Do this: Set the listing down unchanged, minus every embedded image.

[BEGIN Data to process]

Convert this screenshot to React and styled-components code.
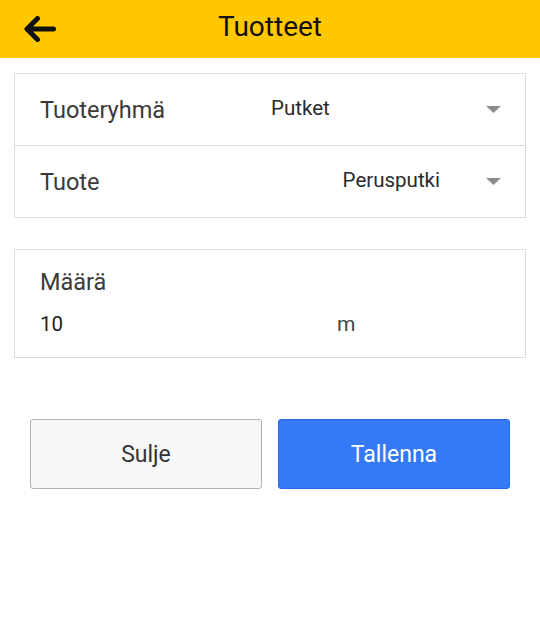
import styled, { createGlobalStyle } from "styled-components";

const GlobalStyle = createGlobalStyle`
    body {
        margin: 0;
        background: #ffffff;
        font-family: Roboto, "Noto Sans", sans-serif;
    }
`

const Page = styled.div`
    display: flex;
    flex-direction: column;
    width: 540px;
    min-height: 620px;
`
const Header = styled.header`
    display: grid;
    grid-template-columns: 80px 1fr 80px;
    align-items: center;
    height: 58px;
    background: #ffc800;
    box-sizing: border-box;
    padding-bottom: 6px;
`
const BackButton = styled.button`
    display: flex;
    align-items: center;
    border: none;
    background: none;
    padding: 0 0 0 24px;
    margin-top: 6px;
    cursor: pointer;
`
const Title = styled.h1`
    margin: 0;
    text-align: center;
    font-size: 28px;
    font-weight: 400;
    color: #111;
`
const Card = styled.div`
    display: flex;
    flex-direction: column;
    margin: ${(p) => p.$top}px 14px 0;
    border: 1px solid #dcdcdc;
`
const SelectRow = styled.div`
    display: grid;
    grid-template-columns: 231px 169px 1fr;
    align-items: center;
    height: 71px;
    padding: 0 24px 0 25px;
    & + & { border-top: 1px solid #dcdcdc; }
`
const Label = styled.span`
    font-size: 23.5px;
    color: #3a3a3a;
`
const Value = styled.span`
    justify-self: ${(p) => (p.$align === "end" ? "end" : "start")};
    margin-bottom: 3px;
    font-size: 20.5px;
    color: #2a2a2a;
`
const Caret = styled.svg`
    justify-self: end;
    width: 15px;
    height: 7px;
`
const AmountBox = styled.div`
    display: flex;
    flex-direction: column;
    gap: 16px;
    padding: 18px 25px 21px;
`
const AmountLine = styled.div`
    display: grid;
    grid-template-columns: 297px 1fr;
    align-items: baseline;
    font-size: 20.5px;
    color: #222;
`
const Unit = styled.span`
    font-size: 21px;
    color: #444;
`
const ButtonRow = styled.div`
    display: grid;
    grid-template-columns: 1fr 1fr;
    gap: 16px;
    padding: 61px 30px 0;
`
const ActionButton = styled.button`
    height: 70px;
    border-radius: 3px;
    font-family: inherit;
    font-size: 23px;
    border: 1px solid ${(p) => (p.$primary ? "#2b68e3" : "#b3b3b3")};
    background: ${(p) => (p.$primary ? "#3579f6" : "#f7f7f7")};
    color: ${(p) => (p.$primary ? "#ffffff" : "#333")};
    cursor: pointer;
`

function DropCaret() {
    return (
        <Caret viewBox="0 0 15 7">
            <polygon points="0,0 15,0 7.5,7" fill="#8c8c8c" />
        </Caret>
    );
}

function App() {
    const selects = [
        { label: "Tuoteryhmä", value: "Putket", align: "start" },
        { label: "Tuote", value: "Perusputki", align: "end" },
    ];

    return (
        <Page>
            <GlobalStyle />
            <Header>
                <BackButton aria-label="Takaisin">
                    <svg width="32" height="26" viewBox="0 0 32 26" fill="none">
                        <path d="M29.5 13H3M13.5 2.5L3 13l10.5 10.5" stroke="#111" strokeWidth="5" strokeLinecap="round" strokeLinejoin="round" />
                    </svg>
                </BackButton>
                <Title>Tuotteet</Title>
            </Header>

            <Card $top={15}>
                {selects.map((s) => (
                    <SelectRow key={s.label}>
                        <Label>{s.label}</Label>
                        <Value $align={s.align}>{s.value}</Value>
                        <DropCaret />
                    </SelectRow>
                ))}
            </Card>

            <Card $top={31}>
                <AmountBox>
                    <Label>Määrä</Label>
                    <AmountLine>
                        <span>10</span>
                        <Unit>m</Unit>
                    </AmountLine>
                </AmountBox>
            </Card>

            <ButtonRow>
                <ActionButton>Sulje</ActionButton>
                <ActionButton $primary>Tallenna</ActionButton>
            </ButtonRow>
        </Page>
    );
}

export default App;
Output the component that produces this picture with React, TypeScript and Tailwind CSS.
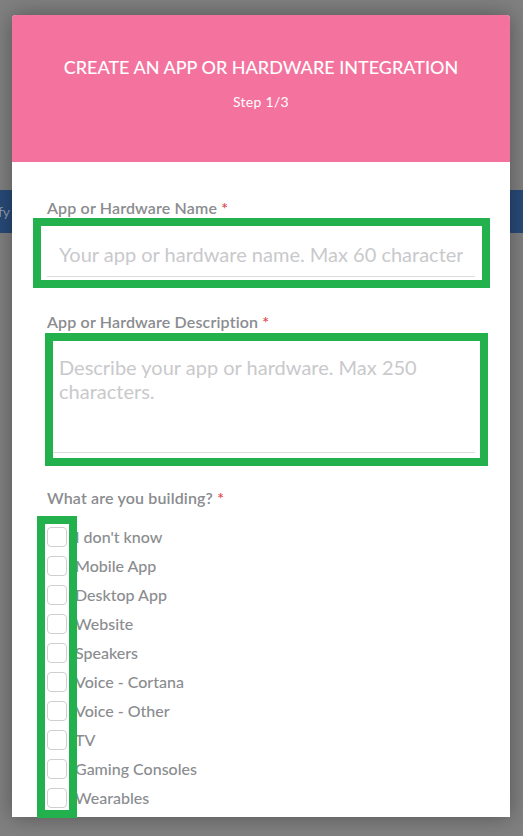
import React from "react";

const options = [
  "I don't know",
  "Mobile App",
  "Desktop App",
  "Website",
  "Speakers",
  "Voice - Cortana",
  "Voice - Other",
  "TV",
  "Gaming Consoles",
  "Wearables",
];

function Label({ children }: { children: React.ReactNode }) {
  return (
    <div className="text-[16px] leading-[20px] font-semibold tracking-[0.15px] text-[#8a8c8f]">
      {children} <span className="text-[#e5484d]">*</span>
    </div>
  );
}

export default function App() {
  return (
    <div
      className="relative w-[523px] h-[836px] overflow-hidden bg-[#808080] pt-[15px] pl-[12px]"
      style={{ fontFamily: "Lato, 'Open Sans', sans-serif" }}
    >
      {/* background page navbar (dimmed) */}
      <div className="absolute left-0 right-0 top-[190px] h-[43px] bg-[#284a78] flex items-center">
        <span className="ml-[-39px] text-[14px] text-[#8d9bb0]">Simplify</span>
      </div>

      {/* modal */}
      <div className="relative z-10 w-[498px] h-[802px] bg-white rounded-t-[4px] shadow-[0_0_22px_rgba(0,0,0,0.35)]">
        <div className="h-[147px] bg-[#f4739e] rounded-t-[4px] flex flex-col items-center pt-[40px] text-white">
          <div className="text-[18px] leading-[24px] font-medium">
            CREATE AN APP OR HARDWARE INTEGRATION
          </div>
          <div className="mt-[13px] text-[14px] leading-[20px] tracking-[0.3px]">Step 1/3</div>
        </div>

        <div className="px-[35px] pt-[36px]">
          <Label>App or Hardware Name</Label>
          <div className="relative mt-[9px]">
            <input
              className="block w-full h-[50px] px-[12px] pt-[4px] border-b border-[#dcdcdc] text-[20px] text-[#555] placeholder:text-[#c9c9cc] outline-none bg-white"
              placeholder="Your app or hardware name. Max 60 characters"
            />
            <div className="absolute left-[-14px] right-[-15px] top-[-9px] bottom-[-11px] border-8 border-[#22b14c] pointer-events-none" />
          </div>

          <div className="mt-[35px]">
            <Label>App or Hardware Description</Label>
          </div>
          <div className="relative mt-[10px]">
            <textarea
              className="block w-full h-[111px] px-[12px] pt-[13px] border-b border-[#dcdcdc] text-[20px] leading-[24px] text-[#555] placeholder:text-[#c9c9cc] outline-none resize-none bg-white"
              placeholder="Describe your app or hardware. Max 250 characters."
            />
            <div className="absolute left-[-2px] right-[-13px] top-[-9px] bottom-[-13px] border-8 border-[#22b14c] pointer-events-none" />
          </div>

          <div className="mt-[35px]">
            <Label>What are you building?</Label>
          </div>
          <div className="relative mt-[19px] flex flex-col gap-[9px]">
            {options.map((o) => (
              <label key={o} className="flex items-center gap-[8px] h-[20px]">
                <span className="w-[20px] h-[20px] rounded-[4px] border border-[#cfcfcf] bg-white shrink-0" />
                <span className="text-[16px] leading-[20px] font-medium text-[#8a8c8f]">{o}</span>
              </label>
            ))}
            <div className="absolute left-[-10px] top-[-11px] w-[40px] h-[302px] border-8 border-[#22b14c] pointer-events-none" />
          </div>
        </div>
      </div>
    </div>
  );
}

[END Data to process]

Complete answer:
Convert this screenshot to React and styled-components code.
import styled, { createGlobalStyle } from "styled-components";

const GlobalStyle = createGlobalStyle`
    body {
        margin: 0;
        background: #ffffff;
        font-family: Roboto, "Noto Sans", sans-serif;
    }
`

const Page = styled.div`
    display: flex;
    flex-direction: column;
    width: 540px;
    min-height: 620px;
`
const Header = styled.header`
    display: grid;
    grid-template-columns: 80px 1fr 80px;
    align-items: center;
    height: 58px;
    background: #ffc800;
    box-sizing: border-box;
    padding-bottom: 6px;
`
const BackButton = styled.button`
    display: flex;
    align-items: center;
    border: none;
    background: none;
    padding: 0 0 0 24px;
    margin-top: 6px;
    cursor: pointer;
`
const Title = styled.h1`
    margin: 0;
    text-align: center;
    font-size: 28px;
    font-weight: 400;
    color: #111;
`
const Card = styled.div`
    display: flex;
    flex-direction: column;
    margin: ${(p) => p.$top}px 14px 0;
    border: 1px solid #dcdcdc;
`
const SelectRow = styled.div`
    display: grid;
    grid-template-columns: 231px 169px 1fr;
    align-items: center;
    height: 71px;
    padding: 0 24px 0 25px;
    & + & { border-top: 1px solid #dcdcdc; }
`
const Label = styled.span`
    font-size: 23.5px;
    color: #3a3a3a;
`
const Value = styled.span`
    justify-self: ${(p) => (p.$align === "end" ? "end" : "start")};
    margin-bottom: 3px;
    font-size: 20.5px;
    color: #2a2a2a;
`
const Caret = styled.svg`
    justify-self: end;
    width: 15px;
    height: 7px;
`
const AmountBox = styled.div`
    display: flex;
    flex-direction: column;
    gap: 16px;
    padding: 18px 25px 21px;
`
const AmountLine = styled.div`
    display: grid;
    grid-template-columns: 297px 1fr;
    align-items: baseline;
    font-size: 20.5px;
    color: #222;
`
const Unit = styled.span`
    font-size: 21px;
    color: #444;
`
const ButtonRow = styled.div`
    display: grid;
    grid-template-columns: 1fr 1fr;
    gap: 16px;
    padding: 61px 30px 0;
`
const ActionButton = styled.button`
    height: 70px;
    border-radius: 3px;
    font-family: inherit;
    font-size: 23px;
    border: 1px solid ${(p) => (p.$primary ? "#2b68e3" : "#b3b3b3")};
    background: ${(p) => (p.$primary ? "#3579f6" : "#f7f7f7")};
    color: ${(p) => (p.$primary ? "#ffffff" : "#333")};
    cursor: pointer;
`

function DropCaret() {
    return (
        <Caret viewBox="0 0 15 7">
            <polygon points="0,0 15,0 7.5,7" fill="#8c8c8c" />
        </Caret>
    );
}

function App() {
    const selects = [
        { label: "Tuoteryhmä", value: "Putket", align: "start" },
        { label: "Tuote", value: "Perusputki", align: "end" },
    ];

    return (
        <Page>
            <GlobalStyle />
            <Header>
                <BackButton aria-label="Takaisin">
                    <svg width="32" height="26" viewBox="0 0 32 26" fill="none">
                        <path d="M29.5 13H3M13.5 2.5L3 13l10.5 10.5" stroke="#111" strokeWidth="5" strokeLinecap="round" strokeLinejoin="round" />
                    </svg>
                </BackButton>
                <Title>Tuotteet</Title>
            </Header>

            <Card $top={15}>
                {selects.map((s) => (
                    <SelectRow key={s.label}>
                        <Label>{s.label}</Label>
                        <Value $align={s.align}>{s.value}</Value>
                        <DropCaret />
                    </SelectRow>
                ))}
            </Card>

            <Card $top={31}>
                <AmountBox>
                    <Label>Määrä</Label>
                    <AmountLine>
                        <span>10</span>
                        <Unit>m</Unit>
                    </AmountLine>
                </AmountBox>
            </Card>

            <ButtonRow>
                <ActionButton>Sulje</ActionButton>
                <ActionButton $primary>Tallenna</ActionButton>
            </ButtonRow>
        </Page>
    );
}

export default App;
Output the component that produces this picture with React, TypeScript and Tailwind CSS.
import React from "react";

const options = [
  "I don't know",
  "Mobile App",
  "Desktop App",
  "Website",
  "Speakers",
  "Voice - Cortana",
  "Voice - Other",
  "TV",
  "Gaming Consoles",
  "Wearables",
];

function Label({ children }: { children: React.ReactNode }) {
  return (
    <div className="text-[16px] leading-[20px] font-semibold tracking-[0.15px] text-[#8a8c8f]">
      {children} <span className="text-[#e5484d]">*</span>
    </div>
  );
}

export default function App() {
  return (
    <div
      className="relative w-[523px] h-[836px] overflow-hidden bg-[#808080] pt-[15px] pl-[12px]"
      style={{ fontFamily: "Lato, 'Open Sans', sans-serif" }}
    >
      {/* background page navbar (dimmed) */}
      <div className="absolute left-0 right-0 top-[190px] h-[43px] bg-[#284a78] flex items-center">
        <span className="ml-[-39px] text-[14px] text-[#8d9bb0]">Simplify</span>
      </div>

      {/* modal */}
      <div className="relative z-10 w-[498px] h-[802px] bg-white rounded-t-[4px] shadow-[0_0_22px_rgba(0,0,0,0.35)]">
        <div className="h-[147px] bg-[#f4739e] rounded-t-[4px] flex flex-col items-center pt-[40px] text-white">
          <div className="text-[18px] leading-[24px] font-medium">
            CREATE AN APP OR HARDWARE INTEGRATION
          </div>
          <div className="mt-[13px] text-[14px] leading-[20px] tracking-[0.3px]">Step 1/3</div>
        </div>

        <div className="px-[35px] pt-[36px]">
          <Label>App or Hardware Name</Label>
          <div className="relative mt-[9px]">
            <input
              className="block w-full h-[50px] px-[12px] pt-[4px] border-b border-[#dcdcdc] text-[20px] text-[#555] placeholder:text-[#c9c9cc] outline-none bg-white"
              placeholder="Your app or hardware name. Max 60 characters"
            />
            <div className="absolute left-[-14px] right-[-15px] top-[-9px] bottom-[-11px] border-8 border-[#22b14c] pointer-events-none" />
          </div>

          <div className="mt-[35px]">
            <Label>App or Hardware Description</Label>
          </div>
          <div className="relative mt-[10px]">
            <textarea
              className="block w-full h-[111px] px-[12px] pt-[13px] border-b border-[#dcdcdc] text-[20px] leading-[24px] text-[#555] placeholder:text-[#c9c9cc] outline-none resize-none bg-white"
              placeholder="Describe your app or hardware. Max 250 characters."
            />
            <div className="absolute left-[-2px] right-[-13px] top-[-9px] bottom-[-13px] border-8 border-[#22b14c] pointer-events-none" />
          </div>

          <div className="mt-[35px]">
            <Label>What are you building?</Label>
          </div>
          <div className="relative mt-[19px] flex flex-col gap-[9px]">
            {options.map((o) => (
              <label key={o} className="flex items-center gap-[8px] h-[20px]">
                <span className="w-[20px] h-[20px] rounded-[4px] border border-[#cfcfcf] bg-white shrink-0" />
                <span className="text-[16px] leading-[20px] font-medium text-[#8a8c8f]">{o}</span>
              </label>
            ))}
            <div className="absolute left-[-10px] top-[-11px] w-[40px] h-[302px] border-8 border-[#22b14c] pointer-events-none" />
          </div>
        </div>
      </div>
    </div>
  );
}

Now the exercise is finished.